MCU: The Reign of Marvel Studios by Joanna Robinson, Dave Gonzales, and Gavin Edwards

A lengthy and informative behind-the-scenes account of the movie and TV juggernaut known as the Marvel Cinematic Universe, with plenty of in-depth production details that I didn’t previously know, despite my being a pretty big fan of that series and having seen every single entry released thus far. The authors do a good job of relating the unlikely history of the record-smashing franchise born from a struggling comics company, especially when it comes to contextualizing the existing superhero adaptation landscape at launch, the complicated character rights with Marvel products like Spidey and the X-Men at rival studios, and the relative obscurity / unpopularity of now-household names like Iron Man and Captain America. (The former, in fact, was apparently only greenlit as the centerpiece of the interlocking saga’s debut film after a survey panel found he was the hero that kids were most interested in playing with as a toy upon hearing about the various powers of all the different options.) The whole enterprise was a bigger gamble than it might seem in hindsight, and was certainly less well-planned than the producers have liked to claim in public.
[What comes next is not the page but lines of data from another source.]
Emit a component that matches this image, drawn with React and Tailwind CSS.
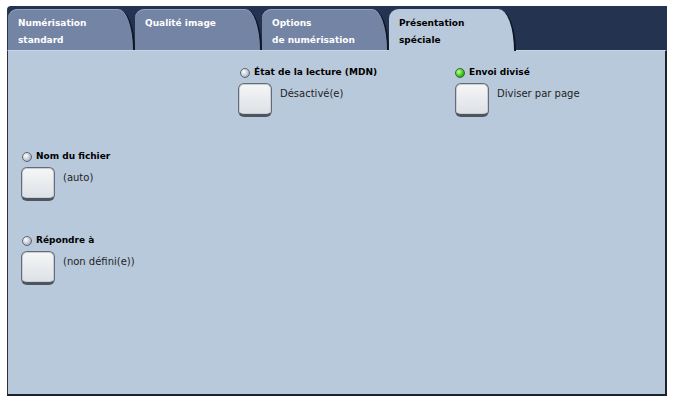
import React from 'react';

const FONT = { fontFamily: '"DejaVu Sans", Verdana, sans-serif' };

const tabs = [
  { lines: ['Numérisation', 'standard'] },
  { lines: ['Qualité image'] },
  { lines: ['Options', 'de numérisation'] },
  { lines: ['Présentation', 'spéciale'], active: true },
];

function Tab({ tab }) {
  const base = 'w-[127px] h-[41px] shrink-0 rounded-tl-[10px] rounded-tr-[18px_44px] border-r-2 border-[#0e1627] pl-[10px] pt-[6px] text-[9px] font-bold leading-[17px]';
  return (
    <div className={tab.active
      ? `${base} bg-[#b9c9dc] text-black h-[42px] -mb-px relative z-10`
      : `${base} bg-[#7384a5] text-white shadow-[inset_0_1px_0_#93a2bf]`}>
      {tab.lines.map((l, i) => <div key={i}>{l}</div>)}
    </div>
  );
}

function Radio({ on }) {
  return (
    <span className={on
      ? 'w-[10px] h-[10px] rounded-full border border-[#2f6b2a] bg-[radial-gradient(circle_at_35%_35%,#c8ff9a,#3cc81e_55%,#1d7a12)] shrink-0'
      : 'w-[10px] h-[10px] rounded-full border border-[#5d6675] bg-[radial-gradient(circle_at_35%_35%,#ffffff,#c3c9d2_55%,#7d8592)] shrink-0'} />
  );
}

function Option({ label, value, on, radioInset = 'ml-px' }) {
  return (
    <div className="flex flex-col">
      <div className={`flex items-center gap-[4px] h-[14px] ${radioInset}`}>
        <Radio on={on} />
        <span className="text-[9px] font-bold text-black">{label}</span>
      </div>
      <div className="flex items-start mt-[3px]">
        <div className="w-[34px] h-[34px] rounded-[6px] border border-[#646b76] border-b-[3px] border-b-[#4f555e] bg-gradient-to-b from-[#f5f6f7] to-[#dde1e6] shadow-[inset_0_0_0_1px_#c9ced5] shrink-0" />
        <span className="ml-[8px] mt-[3px] text-[10px] text-[#1e1e1e]">{value}</span>
      </div>
    </div>
  );
}

export default function App() {
  return (
    <div className="w-[673px] h-[398px] bg-white pt-[6px] pl-[7px]" style={FONT}>
      <div className="w-[660px] h-[390px] flex flex-col">
        <div className="h-[44px] bg-[#243350] rounded-tl-[4px] flex items-end pl-px">
          {tabs.map((t, i) => <Tab key={i} tab={t} />)}
        </div>
        <div className="flex-1 bg-[#b9c9dc] border-l border-[#2a3240] border-r-2 border-r-[#1c2230] border-b-2 border-b-[#1c2230] border-t border-t-[#c9d6e6] grid grid-cols-[217px_217px_1fr] grid-rows-[84px_84px_1fr] pl-[13px] pt-[15px]">
          <div />
          <Option label="État de la lecture (MDN)" value="Désactivé(e)" radioInset="ml-[2px]" />
          <Option label="Envoi divisé" value="Diviser par page" on radioInset="ml-0" />
          <Option label="Nom du fichier" value="(auto)" />
          <div />
          <div />
          <Option label="Répondre à" value="(non défini(e))" />
        </div>
      </div>
    </div>
  );
}
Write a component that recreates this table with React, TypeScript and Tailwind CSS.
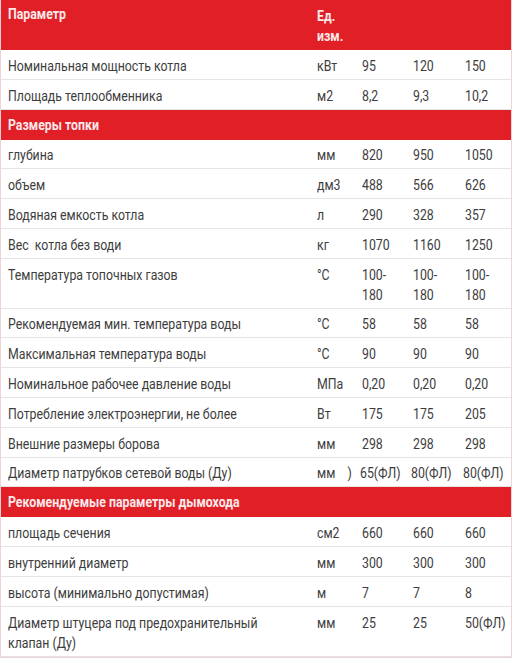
import React from "react";

type Row =
  | { kind: "section"; title: string }
  | { kind: "data"; param: string; unit: string; v: [string, string, string]; extra?: boolean };

const rows: Row[] = [
  { kind: "data", param: "Номинальная мощность котла", unit: "кВт", v: ["95", "120", "150"] },
  { kind: "data", param: "Площадь теплообменника", unit: "м2", v: ["8,2", "9,3", "10,2"] },
  { kind: "section", title: "Размеры топки" },
  { kind: "data", param: "глубина", unit: "мм", v: ["820", "950", "1050"] },
  { kind: "data", param: "объем", unit: "дм3", v: ["488", "566", "626"] },
  { kind: "data", param: "Водяная емкость котла", unit: "л", v: ["290", "328", "357"] },
  { kind: "data", param: "Вес\u00a0 котла без води", unit: "кг", v: ["1070", "1160", "1250"] },
  { kind: "data", param: "Температура топочных газов", unit: "°С", v: ["100-\n180", "100-\n180", "100-\n180"] },
  { kind: "data", param: "Рекомендуемая мин. температура воды", unit: "°С", v: ["58", "58", "58"] },
  { kind: "data", param: "Максимальная температура воды", unit: "°С", v: ["90", "90", "90"] },
  { kind: "data", param: "Номинальное рабочее давление воды", unit: "МПа", v: ["0,20", "0,20", "0,20"] },
  { kind: "data", param: "Потребление электроэнергии, не более", unit: "Вт", v: ["175", "175", "205"] },
  { kind: "data", param: "Внешние размеры борова", unit: "мм", v: ["298", "298", "298"] },
  { kind: "data", param: "Диаметр патрубков сетевой воды (Ду)", unit: "мм", v: ["65(ФЛ)", "80(ФЛ)", "80(ФЛ)"], extra: true },
  { kind: "section", title: "Рекомендуемые параметры дымохода" },
  { kind: "data", param: "площадь сечения", unit: "см2", v: ["660", "660", "660"] },
  { kind: "data", param: "внутренний диаметр", unit: "мм", v: ["300", "300", "300"] },
  { kind: "data", param: "высота (минимально допустимая)", unit: "м", v: ["7", "7", "8"] },
  { kind: "data", param: "Диаметр штуцера под предохранительный клапан (Ду)", unit: "мм", v: ["25", "25", "50(ФЛ)"] },
];

const grid = "grid grid-cols-[309px_45px_51px_52px_54px]";

function T({ children }: { children: React.ReactNode }) {
  return <span className="block w-[114%] origin-left scale-x-[0.88] whitespace-pre-line">{children}</span>;
}

export default function App() {
  return (
    <div className="w-[513px] h-[663px] bg-white" style={{ fontFamily: "Roboto, 'Noto Sans', sans-serif" }}>
      <div className="w-[512px] border-x border-b border-[#efd2d4]">
        <div className={`${grid} bg-[#e01f27] text-[#fbe9ea] font-bold text-[14px] leading-[20px] h-[50px]`}>
          <div className="pl-[7px] pt-[4px]">
            <T>Параметр</T>
          </div>
          <div className="pl-[7px] pt-[6px]">
            <T>{"Ед.\nизм."}</T>
          </div>
          <div />
          <div />
          <div />
        </div>
        {rows.map((r, i) =>
          r.kind === "section" ? (
            <div
              key={i}
              className="bg-[#e01f27] text-[#fbe9ea] font-bold text-[14px] leading-[20px] h-[30px] pl-[7px] pt-[5px]"
            >
              <T>{r.title}</T>
            </div>
          ) : (
            <div
              key={i}
              className={`${grid} text-[#3d3d3d] text-[14px] leading-[20px] pt-[5.8px] pb-[3px] border-b border-[#e4e4e4]`}
            >
              <div className="pl-[7px] pr-[40px]">
                <T>{r.param}</T>
              </div>
              <div className="pl-[7px] flex">
                <T>
                  {r.unit}
                  {r.extra && <span className="ml-[14px]">)</span>}
                </T>
              </div>
              {r.v.map((x, j) => (
                <div key={j} className={r.extra ? "pl-[5px]" : "pl-[7px]"}>
                  <T>{x}</T>
                </div>
              ))}
            </div>
          )
        )}
      </div>
    </div>
  );
}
All of that is interesting to learn as a rags-to-riches triumph that perhaps carries the seeds of its eventual self-defeat — the Marvel machine scaling up to a pace where quality controls suffered and individual creators felt stifled under the uniform house style and the weight of connected continuity obligations — but as a book, this project is considerably hampered by its rather arbitrary 2023 publication date. The writers cover everything up to when their manuscript was presumably due in to the editors, but troubling later events like rising villain star Jonathan Majors getting arrested on assault charges or the newest Ant-Man sequel underperforming at the box office obviously don’t have the necessary distance for a full reckoning. This year could well be a turning point for the MCU, but this particular title isn’t capable of providing the definitive narrative of that as it does for the franchise’s origin story.